Anthony Bushell’s “The Terror of the Tongs” (1961) switches the imperialist game to 1910 Hong Kong, where the Red Tong creates suicide killers. Instead of getting virgins in the next world, these men get all the opium and hussies they can handle the night before they go on a mission. “All passion spent,” Mr. Lee’s Fu Manchu-type tong leader tells them, “your spirit shall be shining and pure.” The film, originally shown in American theaters in black-and-white, was photographed and art-directed (note the juggler who accompanies the shake dancer) with shimmering Hammer colors, here solidly reproduced. The story is strictly pulp — Captain Sale (Geoffrey Toone), whose 16-year-old daughter is murdered, destroys the “inviolable” tong by storming around Hong Kong in his pea coat, unarmed but for his ready fists. The tong has no chance; neither do any of the women in Sale’s life, all sacrificed to the mission. Sale is called master in his home and the tong leader is called master in his lair, though the latter answers to grandmasters in Peking. In the absence of Ms. Devereux, the film is best remembered for the way Mr. Lee leans forward and asks Sale, conversationally, with his bass baritone, “Have you ever had your bones scraped, captain?”

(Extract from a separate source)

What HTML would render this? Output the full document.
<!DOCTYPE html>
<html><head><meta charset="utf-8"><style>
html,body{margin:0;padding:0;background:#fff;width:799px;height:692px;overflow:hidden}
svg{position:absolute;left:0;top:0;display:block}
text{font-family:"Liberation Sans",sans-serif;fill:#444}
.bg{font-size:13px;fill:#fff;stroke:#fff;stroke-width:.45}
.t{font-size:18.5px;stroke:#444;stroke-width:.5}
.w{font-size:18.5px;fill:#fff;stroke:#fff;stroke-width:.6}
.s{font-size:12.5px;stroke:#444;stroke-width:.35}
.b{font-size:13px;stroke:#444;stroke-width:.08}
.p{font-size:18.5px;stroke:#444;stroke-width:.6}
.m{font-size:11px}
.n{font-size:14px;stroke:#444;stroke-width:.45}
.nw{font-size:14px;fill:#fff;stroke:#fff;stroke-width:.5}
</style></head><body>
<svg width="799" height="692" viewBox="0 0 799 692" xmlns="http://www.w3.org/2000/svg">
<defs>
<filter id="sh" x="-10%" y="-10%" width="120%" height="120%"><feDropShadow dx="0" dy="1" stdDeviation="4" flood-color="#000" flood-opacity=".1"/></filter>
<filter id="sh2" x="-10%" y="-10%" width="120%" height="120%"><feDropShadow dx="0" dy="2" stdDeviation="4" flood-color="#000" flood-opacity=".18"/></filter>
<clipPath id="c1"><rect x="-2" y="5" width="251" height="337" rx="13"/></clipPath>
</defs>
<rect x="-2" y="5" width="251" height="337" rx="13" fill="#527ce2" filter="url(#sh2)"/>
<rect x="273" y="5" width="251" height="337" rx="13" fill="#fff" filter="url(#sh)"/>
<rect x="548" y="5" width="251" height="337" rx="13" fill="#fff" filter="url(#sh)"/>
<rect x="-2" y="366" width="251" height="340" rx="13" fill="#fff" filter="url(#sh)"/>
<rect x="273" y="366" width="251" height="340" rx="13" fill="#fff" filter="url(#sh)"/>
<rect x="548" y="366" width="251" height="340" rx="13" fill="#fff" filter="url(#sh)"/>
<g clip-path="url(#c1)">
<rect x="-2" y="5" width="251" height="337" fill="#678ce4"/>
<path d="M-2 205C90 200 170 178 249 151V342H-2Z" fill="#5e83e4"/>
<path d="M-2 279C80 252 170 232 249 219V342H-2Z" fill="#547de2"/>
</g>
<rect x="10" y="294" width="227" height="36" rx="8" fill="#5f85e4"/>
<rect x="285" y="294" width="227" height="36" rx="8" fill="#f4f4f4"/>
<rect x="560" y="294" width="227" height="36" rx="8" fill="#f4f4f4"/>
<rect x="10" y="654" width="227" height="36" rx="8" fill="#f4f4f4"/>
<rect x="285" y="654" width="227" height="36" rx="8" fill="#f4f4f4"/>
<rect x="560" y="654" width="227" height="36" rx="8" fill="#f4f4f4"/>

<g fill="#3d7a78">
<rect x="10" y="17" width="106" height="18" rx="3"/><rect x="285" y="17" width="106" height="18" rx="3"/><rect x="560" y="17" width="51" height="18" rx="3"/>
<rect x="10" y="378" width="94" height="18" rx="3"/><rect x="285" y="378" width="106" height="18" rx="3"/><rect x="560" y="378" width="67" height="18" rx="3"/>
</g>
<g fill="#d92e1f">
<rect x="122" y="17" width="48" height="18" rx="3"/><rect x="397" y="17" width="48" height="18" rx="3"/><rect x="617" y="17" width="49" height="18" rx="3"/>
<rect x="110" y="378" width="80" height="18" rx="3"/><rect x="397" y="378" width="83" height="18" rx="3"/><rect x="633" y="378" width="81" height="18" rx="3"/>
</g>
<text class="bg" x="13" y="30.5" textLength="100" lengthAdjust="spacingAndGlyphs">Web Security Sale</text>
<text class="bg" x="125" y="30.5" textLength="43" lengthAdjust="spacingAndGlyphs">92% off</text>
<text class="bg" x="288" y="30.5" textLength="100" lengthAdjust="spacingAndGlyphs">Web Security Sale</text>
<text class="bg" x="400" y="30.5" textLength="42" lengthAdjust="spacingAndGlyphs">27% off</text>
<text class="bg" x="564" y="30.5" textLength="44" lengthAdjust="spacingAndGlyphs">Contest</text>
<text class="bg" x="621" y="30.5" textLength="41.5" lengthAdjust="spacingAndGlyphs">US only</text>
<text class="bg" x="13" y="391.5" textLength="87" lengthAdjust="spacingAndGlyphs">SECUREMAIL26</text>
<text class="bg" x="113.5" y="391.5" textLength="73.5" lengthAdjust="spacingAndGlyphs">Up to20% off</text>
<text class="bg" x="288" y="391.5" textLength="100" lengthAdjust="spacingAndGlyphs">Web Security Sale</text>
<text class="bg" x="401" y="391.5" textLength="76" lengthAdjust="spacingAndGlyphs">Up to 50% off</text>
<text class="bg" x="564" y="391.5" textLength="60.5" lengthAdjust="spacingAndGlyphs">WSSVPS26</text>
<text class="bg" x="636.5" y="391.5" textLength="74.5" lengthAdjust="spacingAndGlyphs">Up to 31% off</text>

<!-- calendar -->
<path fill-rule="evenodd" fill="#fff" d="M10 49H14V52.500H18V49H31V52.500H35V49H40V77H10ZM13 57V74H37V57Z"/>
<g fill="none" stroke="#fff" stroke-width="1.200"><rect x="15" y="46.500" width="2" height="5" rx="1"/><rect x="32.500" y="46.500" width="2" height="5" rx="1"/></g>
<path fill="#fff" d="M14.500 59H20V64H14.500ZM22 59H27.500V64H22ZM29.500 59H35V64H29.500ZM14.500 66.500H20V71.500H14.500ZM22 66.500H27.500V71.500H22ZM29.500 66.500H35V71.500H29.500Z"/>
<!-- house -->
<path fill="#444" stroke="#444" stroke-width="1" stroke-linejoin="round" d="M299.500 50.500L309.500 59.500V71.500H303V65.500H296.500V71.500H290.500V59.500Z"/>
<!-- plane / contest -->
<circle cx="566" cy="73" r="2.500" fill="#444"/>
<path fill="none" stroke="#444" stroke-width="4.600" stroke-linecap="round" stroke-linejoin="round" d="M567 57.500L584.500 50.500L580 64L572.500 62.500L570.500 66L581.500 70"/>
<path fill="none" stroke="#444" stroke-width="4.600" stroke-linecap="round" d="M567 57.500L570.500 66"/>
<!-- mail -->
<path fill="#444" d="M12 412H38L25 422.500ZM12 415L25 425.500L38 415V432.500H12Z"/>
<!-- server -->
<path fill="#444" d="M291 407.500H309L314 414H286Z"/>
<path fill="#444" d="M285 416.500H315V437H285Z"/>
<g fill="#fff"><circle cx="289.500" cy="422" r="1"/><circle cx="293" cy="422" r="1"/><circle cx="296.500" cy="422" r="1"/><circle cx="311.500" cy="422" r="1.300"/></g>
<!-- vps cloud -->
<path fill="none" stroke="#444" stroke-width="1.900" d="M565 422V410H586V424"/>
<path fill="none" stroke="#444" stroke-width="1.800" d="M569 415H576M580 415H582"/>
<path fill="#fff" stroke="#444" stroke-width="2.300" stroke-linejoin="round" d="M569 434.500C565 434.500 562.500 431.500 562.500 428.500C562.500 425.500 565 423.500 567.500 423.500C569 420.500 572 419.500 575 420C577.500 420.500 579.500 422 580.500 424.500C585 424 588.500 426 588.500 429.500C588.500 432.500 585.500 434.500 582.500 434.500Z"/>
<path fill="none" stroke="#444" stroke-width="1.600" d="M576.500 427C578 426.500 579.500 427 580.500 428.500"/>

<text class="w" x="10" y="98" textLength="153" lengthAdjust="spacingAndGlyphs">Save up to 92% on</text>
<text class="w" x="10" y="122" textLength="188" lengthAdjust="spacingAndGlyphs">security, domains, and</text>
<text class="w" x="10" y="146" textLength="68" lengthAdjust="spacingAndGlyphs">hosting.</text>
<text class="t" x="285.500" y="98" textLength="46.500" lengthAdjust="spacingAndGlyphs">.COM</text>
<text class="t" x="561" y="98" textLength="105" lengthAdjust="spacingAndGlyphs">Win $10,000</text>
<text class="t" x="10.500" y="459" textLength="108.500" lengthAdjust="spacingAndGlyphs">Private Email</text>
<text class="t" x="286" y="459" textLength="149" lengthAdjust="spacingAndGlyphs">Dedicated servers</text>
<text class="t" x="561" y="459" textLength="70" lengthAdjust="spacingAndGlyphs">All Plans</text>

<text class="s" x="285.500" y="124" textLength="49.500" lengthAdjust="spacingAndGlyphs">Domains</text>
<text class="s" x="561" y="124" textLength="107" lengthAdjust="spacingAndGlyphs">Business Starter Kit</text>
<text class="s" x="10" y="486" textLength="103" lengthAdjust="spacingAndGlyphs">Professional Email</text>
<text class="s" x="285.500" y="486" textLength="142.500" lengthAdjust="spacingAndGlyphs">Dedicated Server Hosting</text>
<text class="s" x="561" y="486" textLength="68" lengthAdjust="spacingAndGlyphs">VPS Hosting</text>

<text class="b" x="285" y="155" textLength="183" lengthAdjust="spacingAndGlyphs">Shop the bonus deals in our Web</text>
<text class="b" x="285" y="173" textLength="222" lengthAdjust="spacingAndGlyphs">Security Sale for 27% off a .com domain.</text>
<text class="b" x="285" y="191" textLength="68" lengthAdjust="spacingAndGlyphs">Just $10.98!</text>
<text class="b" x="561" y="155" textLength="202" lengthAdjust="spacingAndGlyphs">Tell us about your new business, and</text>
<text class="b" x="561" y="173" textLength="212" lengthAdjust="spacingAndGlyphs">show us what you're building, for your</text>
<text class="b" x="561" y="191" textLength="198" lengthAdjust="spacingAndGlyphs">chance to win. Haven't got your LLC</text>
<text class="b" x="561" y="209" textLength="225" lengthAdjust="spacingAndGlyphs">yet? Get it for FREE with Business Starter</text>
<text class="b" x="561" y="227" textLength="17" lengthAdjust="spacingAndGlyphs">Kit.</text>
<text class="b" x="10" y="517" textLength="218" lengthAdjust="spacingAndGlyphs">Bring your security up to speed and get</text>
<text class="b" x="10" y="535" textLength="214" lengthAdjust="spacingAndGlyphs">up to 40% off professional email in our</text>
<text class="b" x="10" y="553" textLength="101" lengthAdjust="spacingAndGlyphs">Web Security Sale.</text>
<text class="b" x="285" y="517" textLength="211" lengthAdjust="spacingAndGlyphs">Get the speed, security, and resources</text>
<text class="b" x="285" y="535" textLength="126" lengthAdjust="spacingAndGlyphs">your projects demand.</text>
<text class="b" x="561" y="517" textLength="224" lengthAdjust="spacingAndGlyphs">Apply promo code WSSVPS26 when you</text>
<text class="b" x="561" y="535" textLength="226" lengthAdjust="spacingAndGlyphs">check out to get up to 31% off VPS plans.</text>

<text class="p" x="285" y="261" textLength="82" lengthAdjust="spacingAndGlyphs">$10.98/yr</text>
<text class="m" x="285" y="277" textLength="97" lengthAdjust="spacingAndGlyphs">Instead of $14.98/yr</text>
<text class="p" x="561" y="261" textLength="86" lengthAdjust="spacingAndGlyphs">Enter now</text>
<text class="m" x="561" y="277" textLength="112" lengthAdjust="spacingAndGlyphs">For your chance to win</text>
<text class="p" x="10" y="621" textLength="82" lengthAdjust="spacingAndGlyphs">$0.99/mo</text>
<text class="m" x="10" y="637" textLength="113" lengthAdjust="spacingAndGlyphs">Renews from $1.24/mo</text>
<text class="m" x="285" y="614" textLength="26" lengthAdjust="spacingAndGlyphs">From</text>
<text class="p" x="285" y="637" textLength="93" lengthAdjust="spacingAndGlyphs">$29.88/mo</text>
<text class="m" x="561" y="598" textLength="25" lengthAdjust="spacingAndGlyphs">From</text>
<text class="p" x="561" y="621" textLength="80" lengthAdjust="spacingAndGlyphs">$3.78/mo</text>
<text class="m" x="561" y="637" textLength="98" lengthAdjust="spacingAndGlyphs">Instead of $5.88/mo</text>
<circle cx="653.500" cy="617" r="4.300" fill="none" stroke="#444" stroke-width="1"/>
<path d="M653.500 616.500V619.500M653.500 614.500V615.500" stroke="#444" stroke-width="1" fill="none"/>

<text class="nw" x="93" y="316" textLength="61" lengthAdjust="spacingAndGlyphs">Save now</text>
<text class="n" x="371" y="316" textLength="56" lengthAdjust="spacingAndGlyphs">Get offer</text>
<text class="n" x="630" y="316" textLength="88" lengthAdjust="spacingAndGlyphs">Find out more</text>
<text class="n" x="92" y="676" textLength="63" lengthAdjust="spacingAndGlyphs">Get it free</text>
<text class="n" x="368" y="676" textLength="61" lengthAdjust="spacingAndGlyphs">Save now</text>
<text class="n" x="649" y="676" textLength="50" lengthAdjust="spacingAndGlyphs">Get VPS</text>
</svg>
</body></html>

Two rarely seen pirate films, John Gilling’s “The Pirates of Blood River” (1961) and Don Sharp’s “The Devil-Ship Pirates” (1963), also deal with religious fanatics, but these are strictly British Christians. In the former, they sacrifice a woman to a bay of piranhas and sentence the hero (the very un-British Kerwin Mathews) to a prison camp. Interestingly, he really is guilty as accused, and it is he who first appeases Mr. Lee’s pirate band by offering the sanctuary of his intolerant hometown. His father, who runs the village, and the pirates are equally willing to kill everyone else for a hidden treasure.
Finally, “The Devil-Ship Pirates” brings out the quislings in a British coastal town when pirates pretending to be members of the Spanish Armada convince them that England has been conquered. The town leader offers them free use of the town in the hope that they are reasonable men and will go away. But there are no genies in Hammer films and no reason for hope.